My mother began smoking crack in the summer of 1986. At that time, it was widely known as “crack rock.” I was 9 years old and I already had mastered the art of secrecy. I didn’t call it art or survival; it was just life under the “rock.” I learned many things that summer that would forever change me.
I learned to check the spoons for burn residue before using them. I taught my brothers to do the same. I learned to hide my single speaker radio before going to school. I taught my brothers to do the same. I learned to play in the dark when the electricity was cut off. I learned that people were more than comfortable calling my mother “crack head” in front of our young eyes and ears. I learned to grow numb and I taught my brothers to do the same.
The greatest lesson I learned was not to be ashamed of my mother. Trust me when I say that this was no easy task during a time when life was polarized by dichotomies of “clean” or “dirty,” “crack head” or human.
These lessons sustained our sanity. These lessons fortified me, along with millions of black and brown families in the 1980s and ‘90s, tried to survive life under the “rock.”
Being the oldest child, I was charged with ensuring that my brothers were fed and taken care of. While I resented the responsibility, it provided me a kind of access to my mother that my brothers didn’t have. After coming down from her high, she would wake me from my sleep to play board games with her at 2 a.m. She would tell me about how AIDS had stolen her friends and how bad she missed them. She would tell me that I was the “good” one and it was my responsibility to keep my younger brother Nicholas out of trouble. We talked about pretty much everything – except life under the “rock.”
It was difficult for anyone in my neighborhood to call someone else’s mother a “crack head” without quickly being reminded that their mother too was a “crack head.” So, the insults had to be more specific; hairs had to be split: “Well at least my mother didn’t sell the TV.” “Well at least we have food in the house.”
My brothers and I were lucky in this sense. Our mother had done neither and so we found solace in that. I believe that this alone helped us to survive with whatever dignity we had left as I watched the will to live disappear from the eyes of other kids living in and being surrounded by crack addiction.

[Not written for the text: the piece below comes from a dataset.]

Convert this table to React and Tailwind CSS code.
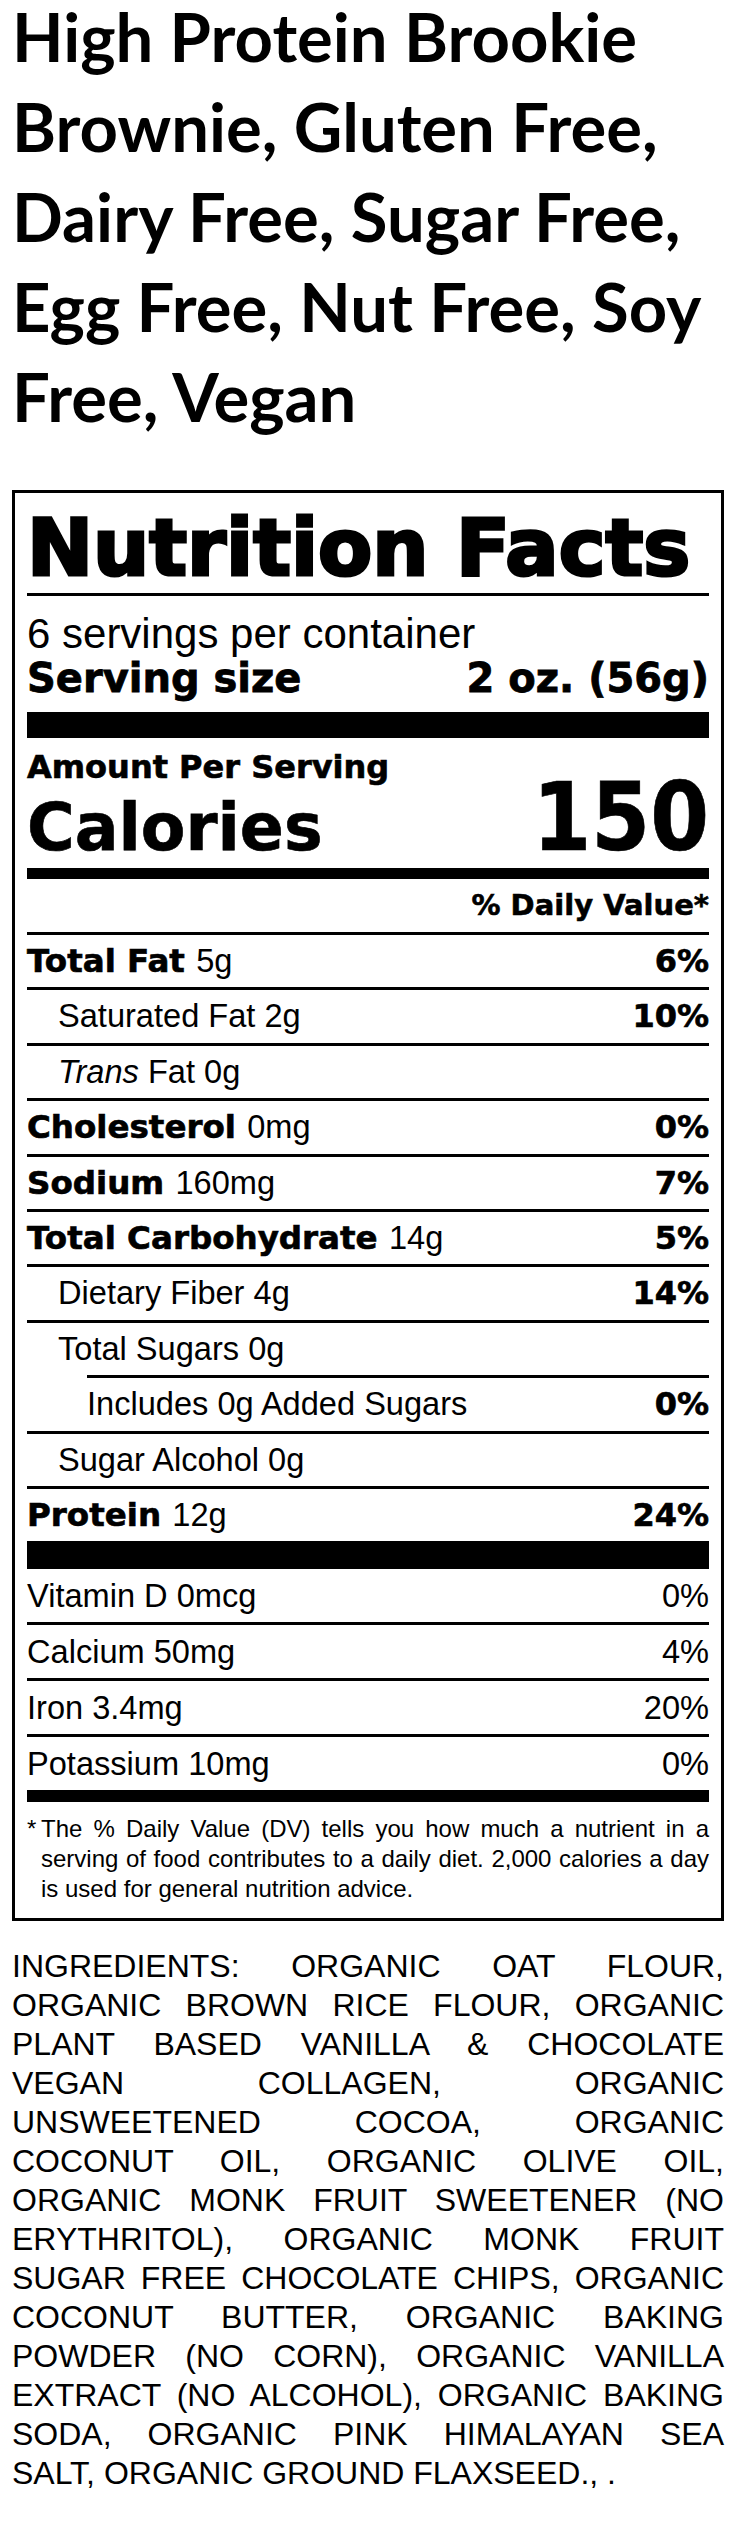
import React from "react";

const heavy = "font-['DejaVu_Sans',sans-serif] font-bold [-webkit-text-stroke:0.04em_#000]";
const heavySm = "font-['DejaVu_Sans',sans-serif] font-bold [-webkit-text-stroke:0.02em_#000]";

const nutrients = [
  { name: "Total Fat", amount: "5g", dv: "6%" },
  { amount: "Saturated Fat 2g", dv: "10%", indent: 1 },
  { amount: "Fat 0g", italic: "Trans", indent: 1 },
  { name: "Cholesterol", amount: "0mg", dv: "0%" },
  { name: "Sodium", amount: "160mg", dv: "7%" },
  { name: "Total Carbohydrate", amount: "14g", dv: "5%" },
  { amount: "Dietary Fiber 4g", dv: "14%", indent: 1 },
  { amount: "Total Sugars 0g", indent: 1 },
  { amount: "Includes 0g Added Sugars", dv: "0%", indent: 2 },
  { amount: "Sugar Alcohol 0g", indent: 1 },
  { name: "Protein", amount: "12g", dv: "24%" },
];

const minerals = [
  { label: "Vitamin D 0mcg", dv: "0%" },
  { label: "Calcium 50mg", dv: "4%" },
  { label: "Iron 3.4mg", dv: "20%" },
  { label: "Potassium 10mg", dv: "0%" },
];

const ingredients = [
  "INGREDIENTS: ORGANIC OAT FLOUR,",
  "ORGANIC BROWN RICE FLOUR, ORGANIC",
  "PLANT BASED VANILLA & CHOCOLATE",
  "VEGAN COLLAGEN, ORGANIC",
  "UNSWEETENED COCOA, ORGANIC",
  "COCONUT OIL, ORGANIC OLIVE OIL,",
  "ORGANIC MONK FRUIT SWEETENER (NO",
  "ERYTHRITOL), ORGANIC MONK FRUIT",
  "SUGAR FREE CHOCOLATE CHIPS, ORGANIC",
  "COCONUT BUTTER, ORGANIC BAKING",
  "POWDER (NO CORN), ORGANIC VANILLA",
  "EXTRACT (NO ALCOHOL), ORGANIC BAKING",
  "SODA, ORGANIC PINK HIMALAYAN SEA",
  "SALT, ORGANIC GROUND FLAXSEED., .",
];

function NutrientRow({ name, amount, dv, italic, indent }) {
  return (
    <>
      <div className={indent === 2 ? "ml-[60px] h-[3px] bg-black" : "h-[3px] bg-black"} />
      <div className="flex h-[52.4px] items-baseline justify-between text-[32.6px] leading-[52.4px]">
        <div className={indent === 2 ? "pl-[60px]" : indent === 1 ? "pl-[31px]" : ""}>
          {name && <span className={`${heavySm} text-[32.5px]`}>{name} </span>}
          {italic && <span className="italic">{italic} </span>}
          <span>{amount}</span>
        </div>
        {dv && <span className={`${heavySm} text-[32px]`}>{dv}</span>}
      </div>
    </>
  );
}

export default function App() {
  return (
    <div className="flex w-[736px] flex-col bg-white pb-[37px] text-black">
      <h1 className="-mt-[9px] px-3 font-['Lato',sans-serif] text-[67px] font-bold leading-[90px]">
        High Protein Brookie Brownie, Gluten Free, Dairy Free, Sugar Free, Egg Free, Nut Free, Soy Free, Vegan
      </h1>

      <section className="mx-3 mt-[49px] border-[3px] border-black px-3 pb-[14px] font-['Liberation_Sans',Arial,sans-serif]">
        <div className={`${heavy} pt-[13px] text-[79px] leading-[84px]`}>Nutrition Facts</div>
        <div className="mt-[3px] h-[3px] bg-black" />
        <div className="mt-[15px] text-[42px] leading-[45px]">6 servings per container</div>
        <div className={`${heavySm} flex justify-between text-[40px] leading-[45px]`}>
          <span>Serving size</span>
          <span>2 oz. (56g)</span>
        </div>
        <div className="mt-[11px] h-[26px] bg-black" />

        <div className={`${heavySm} mt-[11px] text-[32px] leading-[36px]`}>Amount Per Serving</div>
        <div className={`${heavy} mt-[3px] flex items-baseline justify-between leading-[60px]`}>
          <span className="text-[65px]">Calories</span>
          <span className="font-['DejaVu_Sans_Condensed','DejaVu_Sans',sans-serif] text-[94px]">150</span>
        </div>
        <div className="mt-[10px] h-[11px] bg-black" />

        <div className={`${heavySm} mt-[10px] text-right text-[29px] leading-[32px]`}>% Daily Value*</div>
        <div className="mt-[11px]">
          {nutrients.map((n) => (
            <NutrientRow key={n.amount} {...n} />
          ))}
        </div>
        <div className="h-[28px] bg-black" />

        {minerals.map((m, i) => (
          <div key={m.label}>
            {i > 0 && <div className="h-[3px] bg-black" />}
            <div className="flex h-[53px] items-baseline justify-between text-[32.6px] leading-[53px]">
              <span>{m.label}</span>
              <span>{m.dv}</span>
            </div>
          </div>
        ))}
        <div className="h-[12px] bg-black" />

        <div className="mt-[11.5px] flex text-[24px] leading-[30px]">
          <span className="w-[14px] shrink-0">*</span>
          <p className="text-justify">
            The % Daily Value (DV) tells you how much a nutrient in a serving of food contributes to a daily diet. 2,000 calories a day is used for general nutrition advice.
          </p>
        </div>
      </section>

      <div className="mt-[26.5px] px-3 font-['Liberation_Sans',Arial,sans-serif] text-[32px] leading-[39px]">
        {ingredients.map((line, i) => (
          <div
            key={line}
            className={i < ingredients.length - 1 ? "text-justify [text-align-last:justify]" : ""}
          >
            {line}
          </div>
        ))}
      </div>
    </div>
  );
}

As noted by the U.S. Sentencing Commission, more than one thousand stories about crack appeared in the press in 1986, with NBC reporting over 400 reports on the crack “epidemic” alone. The media coverage was instrumental in shaping the nation’s perception of those who struggled with and/or were directly impacted by crack addiction. This perception has since been inherited by a new generation of HIV advocates and activists, who only associate the Presidency of Ronald Reagan with his failed response to AIDS. But those who survived the Reagan years also associate that time with the government’s swift and violent response to crack that stole the lives and promise of many, deliberately destroying black and brown families.

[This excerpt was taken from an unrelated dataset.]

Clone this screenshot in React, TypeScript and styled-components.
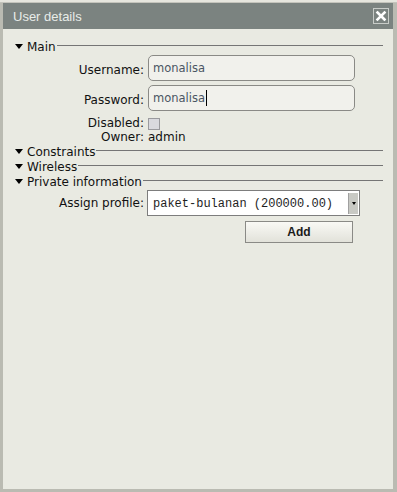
import React from 'react';
import styled, { createGlobalStyle } from 'styled-components';

const GlobalStyle = createGlobalStyle`
  html, body {
    margin: 0;
    padding: 0;
    background: #e4e4dc;
  }
  body {
    font-family: "DejaVu Sans", sans-serif;
  }
`;

const Screen = styled.div`
  width: 397px;
  height: 492px;
  box-sizing: border-box;
  display: flex;
  flex-direction: column;
`;

const TopStrip = styled.div`
  height: 3px;
  flex: none;
  background: #e6e6de;
  border-bottom: 1px solid #c4c4bc;
  box-sizing: border-box;
`;

const Frame = styled.div`
  flex: 1;
  display: flex;
  flex-direction: column;
  background: #babbb2;
  padding: 0 4px 3px 3px;
  min-height: 0;
`;

const TitleBar = styled.div`
  height: 26px;
  flex: none;
  display: flex;
  align-items: center;
  justify-content: space-between;
  background: #7b8380;
  padding: 0 4px 0 10px;
  color: #e8ece8;
  font-family: "Liberation Sans", Arial, sans-serif;
  font-size: 13px;
`;

const CloseButton = styled.div`
  width: 14px;
  height: 14px;
  border: 1px solid #c8ccc8;
  display: flex;
  align-items: center;
  justify-content: center;
`;

const Body = styled.div`
  flex: 1;
  background: #e9eae2;
  padding: 10px 10px 0 12px;
  display: flex;
  flex-direction: column;
`;

const Legend = styled.div`
  height: 15px;
  display: flex;
  align-items: center;
  font-size: 12px;
  color: #111;

  &::after {
    content: '';
    flex: 1;
    height: 0;
    border-top: 1px solid #757575;
    margin: -3px 0 0 1px;
  }
`;

const Arrow = styled.span`
  width: 0;
  height: 0;
  border-left: 4px solid transparent;
  border-right: 4px solid transparent;
  border-top: 5px solid #000;
  margin: 0 4px 0 0;
`;

const Rows = styled.div<{ $top: number }>`
  display: grid;
  grid-template-columns: 129px 1fr;
  column-gap: 4px;
  align-items: center;
  margin-top: ${p => p.$top}px;
  font-size: 12px;
  color: #111;
`;

const Label = styled.div<{ $shift?: number }>`
  text-align: right;
  line-height: 13px;
  margin-top: ${p => p.$shift ?? 0}px;
`;

const Value = styled.div<{ $shift?: number }>`
  line-height: 13px;
  margin-top: ${p => p.$shift ?? 0}px;
`;

const TextBox = styled.div`
  width: 207px;
  height: 26px;
  margin-bottom: 4px;
  box-sizing: border-box;
  border: 1px solid #8a8a86;
  border-radius: 5px;
  background: #f1f1ec;
  display: flex;
  align-items: center;
  padding-left: 4px;
  font-size: 11.5px;
  color: #4a5663;
`;

const Caret = styled.span`
  width: 1px;
  height: 16px;
  background: #000;
  margin-left: 1px;
`;

const Check = styled.div`
  width: 12px;
  height: 12px;
  margin-top: 2px;
  box-sizing: border-box;
  border: 1px solid #9a9a9e;
  background: #d9d9de;
`;

const Select = styled.div`
  width: 213px;
  height: 26px;
  margin-left: -1px;
  box-sizing: border-box;
  border: 1px solid #7d7d7d;
  background: #fff;
  display: flex;
  align-items: stretch;
  padding: 2px 1px 1px 5px;
`;

const SelectText = styled.div`
  flex: 1;
  display: flex;
  align-items: center;
  font-family: "Liberation Mono", monospace;
  font-size: 12px;
  color: #1e1e1e;
  white-space: nowrap;
`;

const SelectButton = styled.div`
  width: 9px;
  background: #c8c9c4;
  border-left: 1px solid #a0a0a0;
  display: flex;
  align-items: center;
  justify-content: center;

  &::before {
    content: '';
    border-left: 2.5px solid transparent;
    border-right: 2.5px solid transparent;
    border-top: 3px solid #000;
  }
`;

const ButtonCell = styled.div`
  display: flex;
  justify-content: flex-end;
  padding-right: 30px;
  margin-top: 5px;
`;

const Button = styled.div`
  width: 108px;
  height: 22px;
  box-sizing: border-box;
  border: 1px solid #8a8a86;
  background: linear-gradient(#f9f9f5, #e2e2da);
  display: flex;
  align-items: center;
  justify-content: center;
  font-family: "Liberation Sans", Arial, sans-serif;
  font-weight: bold;
  font-size: 12px;
  color: #1a1a1a;
`;

const sections = ['Constraints', 'Wireless', 'Private information'];

export default function App() {
  return (
    <>
      <GlobalStyle />
      <Screen>
        <TopStrip />
        <Frame>
          <TitleBar>
            User details
            <CloseButton>
              <svg width="12" height="12" viewBox="0 0 12 12">
                <path d="M2.5 2.5L9.5 9.5M9.5 2.5L2.5 9.5" stroke="#fff" strokeWidth="2.6" strokeLinecap="square" />
              </svg>
            </CloseButton>
          </TitleBar>
          <Body>
            <Legend><Arrow />Main</Legend>
            <Rows $top={1}>
              <Label>Username:</Label>
              <TextBox>monalisa</TextBox>
              <Label>Password:</Label>
              <TextBox>monalisa<Caret /></TextBox>
              <Label $shift={2}>Disabled:</Label>
              <Check />
              <Label $shift={1}>Owner:</Label>
              <Value $shift={1}>admin</Value>
            </Rows>
            {sections.map(s => (
              <Legend key={s}><Arrow />{s}</Legend>
            ))}
            <Rows $top={1}>
              <Label>Assign profile:</Label>
              <Select>
                <SelectText>paket-bulanan (200000.00)</SelectText>
                <SelectButton />
              </Select>
              <div />
              <ButtonCell>
                <Button>Add</Button>
              </ButtonCell>
            </Rows>
          </Body>
        </Frame>
      </Screen>
    </>
  );
}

Thirty years later, the conversation about addiction has shifted dramatically. The same government that demonized, dehumanized and then criminalized people like my mother now urges us all to remember that people struggling with addiction have a disease and require love, patience and treatment. This reminder comes just as the face of addiction is now that of white affluent youth struggling with heroin addiction. This compassion, while critical and necessary, was not made available to black and brown communities that struggled with the presence of crack. I will venture to say that this approach is still NOT available to individuals who still struggle in the shadows of a crack addiction.
Yes, it is important that we evolve as a society and it is equally important that we make amends with ourselves for allowing this to happen on our watch. Even more importantly, we cannot validate our evolution without a true account of what happened, who it happened to and why it happened in the first place.

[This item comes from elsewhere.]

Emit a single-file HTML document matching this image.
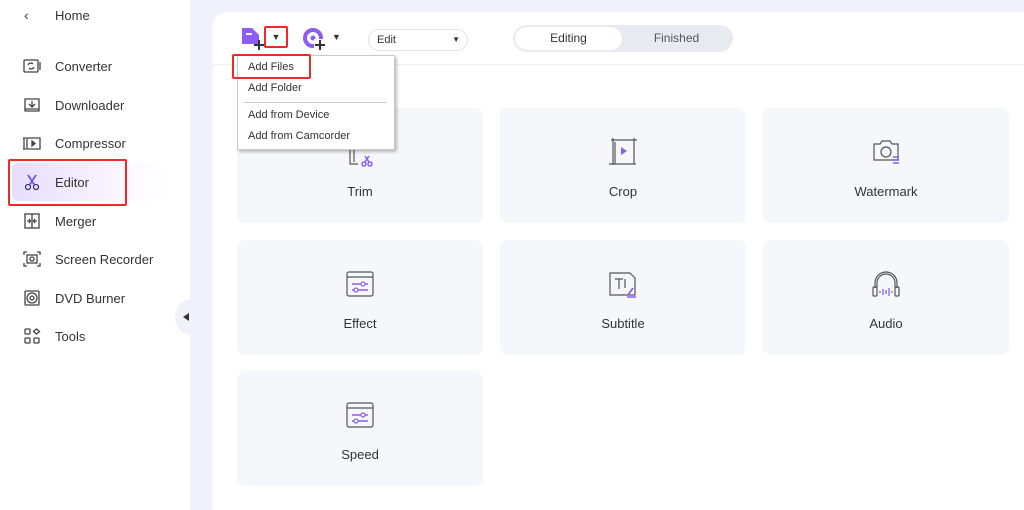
<!DOCTYPE html>
<html><head><style>
*{margin:0;padding:0;box-sizing:border-box}
body{width:1024px;height:510px;background:#eff2fa;font-family:"Liberation Sans",sans-serif;position:relative;overflow:hidden;color:#333}
.side{position:absolute;left:0;top:0;width:190px;height:510px;background:#fff}
.it{position:absolute;left:22px;font-size:13px;color:#333;display:flex;align-items:center}
.it svg{width:20px;height:20px;margin-right:13px}
.sel{position:absolute;left:12px;top:163px;width:162px;height:38px;border-radius:6px;background:linear-gradient(90deg,#e6defc,#faf8ff 70%,#fff)}
.red{position:absolute;border:2px solid #f0282a;border-radius:2px}
.main{position:absolute;left:213px;top:12px;width:811px;height:498px;background:#fff;border-top-left-radius:14px}
.hdr{position:absolute;left:213px;top:64px;width:811px;height:1px;background:#eef0f5}
.card{position:absolute;width:246px;height:115px;background:#f6f7fb;border-radius:8px;text-align:center;font-size:13px;color:#333}
.card svg{position:absolute;left:107px;top:28px;width:32px;height:32px}
.card span{position:absolute;left:0;right:0;top:76px}
.menu{position:absolute;left:237px;top:55px;width:158px;height:95px;background:#fff;border:1px solid #c9c9c9;box-shadow:2px 2px 3px rgba(0,0,0,.25);font-size:11px;color:#333}
.menu div{position:absolute;left:10px}
</style></head><body>
<div class="side">
<div style="position:absolute;left:24px;top:7px;font-size:14px">&#8249;</div>
<div style="position:absolute;left:55px;top:8px;font-size:13px">Home</div>
<div class="sel"></div>
<div class="it" style="top:56px"><svg viewBox="0 0 20 20" fill="none" stroke="#444" stroke-width="1.3"><rect x="2" y="4" width="14" height="12" rx="1"/><path d="M18 6v8M6 9a3 3 0 0 1 5-1M12 11a3 3 0 0 1-5 1"/></svg>Converter</div>
<div class="it" style="top:95px"><svg viewBox="0 0 20 20" fill="none" stroke="#444" stroke-width="1.3"><path d="M3 4h14v12H3zM10 6v6M7 9l3 3 3-3M3 14h14"/></svg>Downloader</div>
<div class="it" style="top:133px"><svg viewBox="0 0 20 20" fill="none" stroke="#444" stroke-width="1.3"><path d="M2 5v11M1 5h3M1 16h3M5 5h13v11H5z"/><path d="M10 8l3 2.5-3 2.5z" fill="#444"/></svg>Compressor</div>
<div class="it" style="top:172px"><svg viewBox="0 0 20 20" fill="none" stroke="#3a3a5a" stroke-width="1.3"><circle cx="6" cy="15" r="2.5"/><circle cx="14" cy="15" r="2.5"/><path d="M7.5 13L14 3M12.5 13L6 3" stroke="#7b4ff0" stroke-width="1.8"/></svg>Editor</div>
<div class="it" style="top:211px"><svg viewBox="0 0 20 20" fill="none" stroke="#444" stroke-width="1.3"><rect x="3" y="3" width="14" height="14"/><path d="M10 3v14M5 10h3M15 10h-3M7 8l1.5 2L7 12M13 8l-1.5 2 1.5 2"/></svg>Merger</div>
<div class="it" style="top:249px"><svg viewBox="0 0 20 20" fill="none" stroke="#444" stroke-width="1.3"><path d="M2 6V3h3M15 3h3v3M18 14v3h-3M5 17H2v-3"/><rect x="5" y="6" width="10" height="8"/><circle cx="10" cy="10" r="2"/></svg>Screen Recorder</div>
<div class="it" style="top:288px"><svg viewBox="0 0 20 20" fill="none" stroke="#444" stroke-width="1.3"><rect x="3" y="3" width="14" height="14" rx="1"/><circle cx="10" cy="10" r="5"/><circle cx="10" cy="10" r="2"/></svg>DVD Burner</div>
<div class="it" style="top:326px"><svg viewBox="0 0 20 20" fill="none" stroke="#444" stroke-width="1.3"><rect x="3" y="3" width="5" height="5" rx="1"/><rect x="3" y="12" width="5" height="5" rx="1"/><rect x="12" y="12" width="5" height="5" rx="1"/><path d="M14.5 3l3 2.5-3 2.5-3-2.5z"/></svg>Tools</div>
</div>
<div class="red" style="left:8px;top:159px;width:119px;height:47px"></div>
<div style="position:absolute;left:175px;top:300px;width:26px;height:34px;border-radius:50% 0 0 50%;background:#eff2fa"></div>
<div style="position:absolute;left:183px;top:313px;width:0;height:0;border-right:6px solid #333;border-top:4px solid transparent;border-bottom:4px solid transparent"></div>
<div class="main"></div>
<div class="hdr"></div>
<!-- toolbar -->
<svg style="position:absolute;left:240px;top:26px" width="26" height="26" viewBox="0 0 26 26"><path d="M2 2h10l7 7v9H2z" fill="#8c5cf5"/><path d="M6 8h6" stroke="#fff" stroke-width="2"/><path d="M19 14v10M14 19h10" stroke="#333" stroke-width="2"/></svg>
<div style="position:absolute;left:264px;top:26px;width:24px;height:22px;border:2px solid #f0282a;border-radius:2px;font-size:9px;text-align:center;line-height:18px">&#9660;</div>
<svg style="position:absolute;left:301px;top:26px" width="28" height="26" viewBox="0 0 28 26"><circle cx="12" cy="12" r="8" fill="none" stroke="#8c5cf5" stroke-width="4"/><circle cx="12" cy="12" r="2.5" fill="#8c5cf5"/><rect x="13" y="13" width="12" height="12" fill="#fff"/><path d="M19 14v10M14 19h10" stroke="#333" stroke-width="2"/></svg>
<div style="position:absolute;left:332px;top:32px;font-size:9px">&#9660;</div>
<div style="position:absolute;left:368px;top:29px;width:100px;height:22px;border:1px solid #e2e4ea;border-radius:11px;font-size:11px;line-height:20px;padding-left:8px">Edit<span style="position:absolute;right:7px;font-size:8px">&#9660;</span></div>
<div style="position:absolute;left:513px;top:25px;width:220px;height:27px;background:#e8eaf1;border-radius:14px"></div>
<div style="position:absolute;left:515px;top:27px;width:107px;height:23px;background:#fff;border-radius:12px;font-size:12px;text-align:center;line-height:23px">Editing</div>
<div style="position:absolute;left:622px;top:27px;width:109px;height:23px;font-size:12px;text-align:center;line-height:23px;color:#555">Finished</div>
<!-- cards -->
<div class="card" style="left:237px;top:108px"><svg viewBox="0 0 32 32" fill="none" stroke="#555" stroke-width="1.2"><path d="M6 0v28h8M10 0v26"/><circle cx="20" cy="28" r="2" stroke="#8c5cf5" stroke-width="1.5"/><circle cx="26" cy="28" r="2" stroke="#8c5cf5" stroke-width="1.5"/><path d="M21 26l4-6M25 26l-4-6" stroke="#8c5cf5" stroke-width="1.5"/></svg><span>Trim</span></div>
<div class="card" style="left:500px;top:108px"><svg viewBox="0 0 32 32" fill="none" stroke="#555" stroke-width="1.2"><path d="M6 2v27M2 28h27M27 2v26M4 4h26M8 6v22"/><path d="M14 11l6 4-6 4z" fill="#8c5cf5" stroke="none"/></svg><span>Crop</span></div>
<div class="card" style="left:763px;top:108px"><svg viewBox="0 0 32 32" fill="none" stroke="#555" stroke-width="1.2"><path d="M4 8h6l2-3h8l2 3h6v16H4z"/><circle cx="16" cy="16" r="5"/><path d="M23 21h6M23 24h6M23 27h6" stroke="#8c5cf5" stroke-width="1.4"/></svg><span>Watermark</span></div>
<div class="card" style="left:237px;top:240px"><svg viewBox="0 0 32 32" fill="none" stroke="#555" stroke-width="1.2"><rect x="3" y="4" width="26" height="24" rx="2"/><path d="M3 9h26"/><path d="M8 16h16M8 22h16" stroke="#8c5cf5" stroke-width="1.5"/><circle cx="19" cy="16" r="2" fill="#fff" stroke="#8c5cf5"/><circle cx="12" cy="22" r="2" fill="#fff" stroke="#8c5cf5"/></svg><span>Effect</span></div>
<div class="card" style="left:500px;top:240px"><svg viewBox="0 0 32 32" fill="none" stroke="#555" stroke-width="1.2"><path d="M3 5h20l5 5v17H3z"/><path d="M8 11h8M12 11v10M18 11v9"/><path d="M21 27l5-7" stroke="#8c5cf5" stroke-width="1.8"/><path d="M20 29h9" stroke="#8c5cf5" stroke-width="1.5"/></svg><span>Subtitle</span></div>
<div class="card" style="left:763px;top:240px"><svg viewBox="0 0 32 32" fill="none" stroke="#555" stroke-width="1.2"><path d="M5 20v-5a11 11 0 0 1 22 0v5M7 20v-5a9 9 0 0 1 18 0v5"/><rect x="3" y="19" width="4" height="9" rx="1"/><rect x="25" y="19" width="4" height="9" rx="1"/><path d="M10 23v2M13 21v6M16 22v4M19 20v8M22 23v2" stroke="#8c5cf5" stroke-width="1.3"/></svg><span>Audio</span></div>
<div class="card" style="left:237px;top:371px"><svg viewBox="0 0 32 32" fill="none" stroke="#555" stroke-width="1.2"><rect x="3" y="4" width="26" height="24" rx="2"/><path d="M3 9h26"/><path d="M8 16h16M8 22h16" stroke="#8c5cf5" stroke-width="1.5"/><circle cx="19" cy="16" r="2" fill="#fff" stroke="#8c5cf5"/><circle cx="12" cy="22" r="2" fill="#fff" stroke="#8c5cf5"/></svg><span>Speed</span></div>
<!-- menu -->
<div class="menu">
<div style="top:5px">Add Files</div>
<div style="top:26px">Add Folder</div>
<div style="top:46px;left:6px;width:143px;height:1px;background:#ccc"></div>
<div style="top:53px">Add from Device</div>
<div style="top:74px">Add from Camcorder</div>
</div>
<div class="red" style="left:232px;top:54px;width:79px;height:25px"></div>
</body></html>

I have come a long way from the small room I shared with my mother and brothers. I no longer have to check spoons for burn residue but I no longer have family to bear witness to the atrocities we survived.
My mother struggled with addiction until her death. My brother Nicholas was murdered in 2001. I sometimes struggle with survivor’s guilt. This is not uncommon for those who have survived war. Every day, I am learning to reconcile my survival with the sacrifices my mother and brother made for me to live life out from under the “rock.”
Atonement is often the last act of any complete apology. As a nation, how do we atone for the heinous behavior of the government during the Reagan years? It’s simple: We don’t ignore the heroes of my generation. Instead, we honor the legacies of my mother and every mother who provided light in darkest days of the war raged on our families. We memorialize them like we would the heroes who were lost in battle.